Throughout a year, the natural gas reservoir has three operating modes:

  • Injection Mode – Takes place in the summer, when the reservoir is filled from pipelines
  • Production Mode – During the winter, gas is extracted from the reservoir and delivered to nearby urban areas
  • “Trading” or “Shoulder” Mode – Across the spring and autumn months, the reservoir switches intermittently between Injection and Production Modes. This involves multiple quick start-ups and a wide range of pressures and volumes

At the start of the project, the reservoir had two compressor trains, which convert natural gas into liquid natural gas, and the team were tasked with determining whether its client needed to invest in a third train to meet requirements across the three operating modes.

The approach: Using predictive simulation to understand the reservoir’s complex, long-term operational requirements

The engineering company has used Lanner’s WITNESS Horizon predictive simulation software for more than 30 years, and for this project, the team used WITNESS to build a digital twin model of the reservoir and conduct a Reliability-Maintainability-Availability (RAM) analysis covering a 30-year period.

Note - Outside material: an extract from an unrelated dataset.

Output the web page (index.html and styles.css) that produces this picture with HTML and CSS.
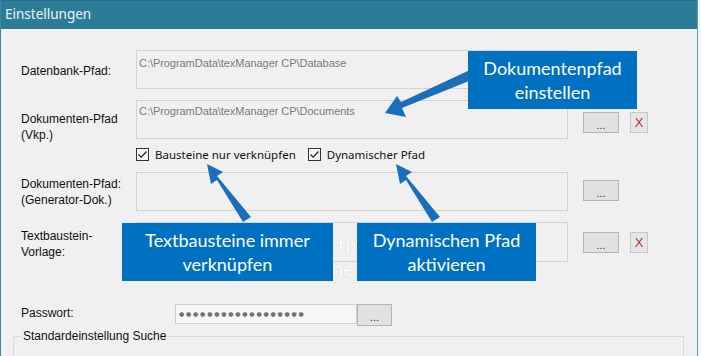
FILE: index.html
```html
<!DOCTYPE html>
<html lang="de">
<head>
<meta charset="utf-8">
<title>Einstellungen</title>
<link rel="stylesheet" href="styles.css">
</head>
<body>
<div class="window">
  <div class="titlebar">Einstellungen</div>
  <div class="content">
    <div class="row row1">
      <div class="label">Datenbank-Pfad:</div>
      <div class="field">C:\ProgramData\texManager CP\Database</div>
    </div>
    <div class="row row2">
      <div class="label">Dokumenten-Pfad<br>(Vkp.)</div>
      <div class="field">C:\ProgramData\texManager CP\Documents</div>
      <div class="btn btn-dots">...</div>
      <div class="btn btn-x">X</div>
    </div>
    <div class="checkrow">
      <label class="check"><span class="box"><svg viewBox="0 0 13 13" width="13" height="13"><path d="M2.5 6.5 L5.2 9.2 L10.5 3.5" fill="none" stroke="#222" stroke-width="1.2"/></svg></span>Bausteine nur verknüpfen</label>
      <label class="check"><span class="box"><svg viewBox="0 0 13 13" width="13" height="13"><path d="M2.5 6.5 L5.2 9.2 L10.5 3.5" fill="none" stroke="#222" stroke-width="1.2"/></svg></span>Dynamischer Pfad</label>
    </div>
    <div class="row row3">
      <div class="label">Dokumenten-Pfad:<br>(Generator-Dok.)</div>
      <div class="field"></div>
      <div class="btn btn-dots">...</div>
    </div>
    <div class="row row4">
      <div class="label">Textbaustein-<br>Vorlage:</div>
      <div class="field"></div>
      <div class="btn btn-dots">...</div>
      <div class="btn btn-x">X</div>
    </div>
    <div class="pwrow">
      <div class="label pwlabel">Passwort:</div>
      <div class="pwfield">●●●●●●●●●●●●●●●●●●</div>
      <div class="btn btn-pw">...</div>
    </div>
    <fieldset class="group">
      <legend>Standardeinstellung Suche</legend>
    </fieldset>
  </div>

  <div class="ghost g1">tba</div>
  <div class="ghost g2">ne</div>

  <svg class="arrows" width="701" height="356" viewBox="0 0 701 356">
    <g fill="#1b6fba">
      <polygon points="470,70 474,79 402,108 406,117 385,113 397,96 401,102"/>
      <polygon points="251,217 243,222 217,180 211,184 207,164 223,172 217,176"/>
      <polygon points="440,217 432,222 406,180 400,184 396,164 412,172 406,176"/>
    </g>
  </svg>

  <div class="callout c1">Dokumentenpfad<br>einstellen</div>
  <div class="callout c2">Textbausteine immer<br>verknüpfen</div>
  <div class="callout c3">Dynamischen Pfad<br>aktivieren</div>
</div>
</body>
</html>
```

FILE: styles.css
```css
* { box-sizing: border-box; }
html, body {
  margin: 0;
  padding: 0;
  background: #f4f4f4;
  font-family: "Liberation Sans", Arial, sans-serif;
}
.window {
  position: relative;
  width: 698px;
  height: 356px;
  background: #f0f0f0;
  border-left: 1px solid #3a87a3;
  border-right: 1px solid #5f9db4;
  overflow: hidden;
}
.titlebar {
  height: 29px;
  background: #2c7b97;
  border-top: 1px solid #23708c;
  color: #eef5f8;
  font-family: "Noto Sans", sans-serif;
  font-size: 13.5px;
  line-height: 27px;
  padding-left: 4px;
}
.content {
  padding-left: 20px;
}
.row {
  display: flex;
  align-items: flex-start;
  height: 39px;
}
.row1 { margin-top: 21px; }
.row2 { margin-top: 11px; }
.row3 { margin-top: 8px; }
.row4 { margin-top: 11px; height: 40px; }
.label {
  width: 115px;
  flex: none;
  font-size: 12px;
  line-height: 16px;
  color: #111;
}
.row1 .label { margin-top: 13px; }
.row2 .label { margin-top: 11px; }
.row3 .label { margin-top: 4px; }
.row4 .label { margin-top: 6px; }
.field {
  width: 432px;
  height: 100%;
  flex: none;
  background: #f0f0f0;
  border: 1px solid #d2d2d2;
  color: #7b7b7b;
  font-size: 11px;
  letter-spacing: -0.05px;
  padding: 4px 2px;
  white-space: nowrap;
  overflow: hidden;
}
.row1 .field { padding-top: 6px; }
.btn {
  flex: none;
  height: 21px;
  display: flex;
  align-items: center;
  justify-content: center;
}
.btn-dots, .btn-pw {
  width: 36px;
  margin-left: 15px;
  background: #e1e1e1;
  border: 1px solid #b4b4b4;
  color: #333;
  font-size: 11px;
  padding-top: 4px;
}
.row2 .btn { margin-top: 12px; }
.row3 .btn { margin-top: 8px; }
.row4 .btn { margin-top: 10px; }
.btn-x {
  width: 18px;
  margin-left: 11px;
  background: #e6e6e6;
  border: 1px solid #c6c6c6;
  color: #b8323a;
  font-size: 13px;
}
.checkrow {
  display: flex;
  align-items: center;
  height: 20px;
  margin-top: 5px;
  padding-left: 115px;
  font-family: "Noto Sans", sans-serif;
  font-size: 11.5px;
  color: #111;
}
.check {
  display: flex;
  align-items: center;
}
.check + .check { margin-left: 12px; }
.box {
  width: 13px;
  height: 13px;
  border: 1px solid #333;
  margin-right: 6px;
  display: flex;
  align-items: center;
  justify-content: center;
  background: #f6f6f6;
}
.box svg { display: block; flex: none; }
.pwrow {
  display: flex;
  align-items: flex-start;
  margin-top: 42px;
}
.pwlabel { width: 154px; margin-top: 1px; }
.pwfield {
  width: 182px;
  height: 20px;
  background: #f6f6f6;
  border: 1px solid #cfcfcf;
  color: #707070;
  font-family: "DejaVu Sans", sans-serif;
  font-size: 6px;
  letter-spacing: 1.8px;
  line-height: 18px;
  padding-left: 3px;
  white-space: nowrap;
  overflow: hidden;
}
.btn-pw {
  margin-left: 0;
  width: 35px;
  height: 22px;
}
.group {
  margin: 3px 0 0 -8px;
  width: 671px;
  height: 60px;
  border: 1px solid #dcdcdc;
  padding: 0;
}
.group legend {
  font-size: 12px;
  color: #111;
  padding: 0 1px;
  margin-left: 8px;
}

.arrows {
  position: absolute;
  left: -1px;
  top: 0;
}
.ghost {
  position: absolute;
  font-family: Lato, sans-serif;
  font-size: 20px;
  color: #ffffff;
  text-shadow: 0 0 1px #bcbcbc;
}
.g1 { left: 337px; top: 232px; }
.g2 { left: 331px; top: 256px; }

.callout {
  position: absolute;
  background: #0070c0;
  color: #fff;
  font-family: Lato, sans-serif;
  font-size: 18px;
  line-height: 24px;
  text-align: center;
  display: flex;
  align-items: center;
  justify-content: center;
}
.c1 { left: 467px; top: 51px; width: 169px; height: 58px; }
.c2 { left: 121px; top: 223px; width: 211px; height: 58px; }
.c3 { left: 356px; top: 223px; width: 179px; height: 58px; }
```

WITNESS offered the valuable ability to conduct continuous modelling of:

  • Fluids, pipes and tanks – to simulate the reservoir’s operation and status
  • Machine breakdown and repair – to simulate compressor train operations, failures and repairs
  • Times and dates – to simulate all 3 operating modes over the year

These WITNESS capabilities gave the team valuable insight to understand future reservoir operations and compressor train requirements – factoring in seasonal demand, operational modes and maintenance requirements. Importantly, the model also showed the impact of random events, such as train failure and trading mode variability.

The outcome: capital expenditure savings in excess of $10 million

Based on the analysis of the data created by the WITNESS model, the team were able to conclude the existing two compressor trains could continue to meet the reservoir’s needs.

Over the 30 years simulated within the model, the third compressor train had no impact on production during the summer's Injection Mode. During winter's Production Mode, there were some instances where having only two trains reduced the rate at which gas was delivered to users. However, over the 30 years models, this only represented 0.06% of operational time, meaning the significant investment was not justified.

The company was therefore able to save its client the substantial capital expenditure – plus ongoing operating and maintenance costs – associated with a third compressor train.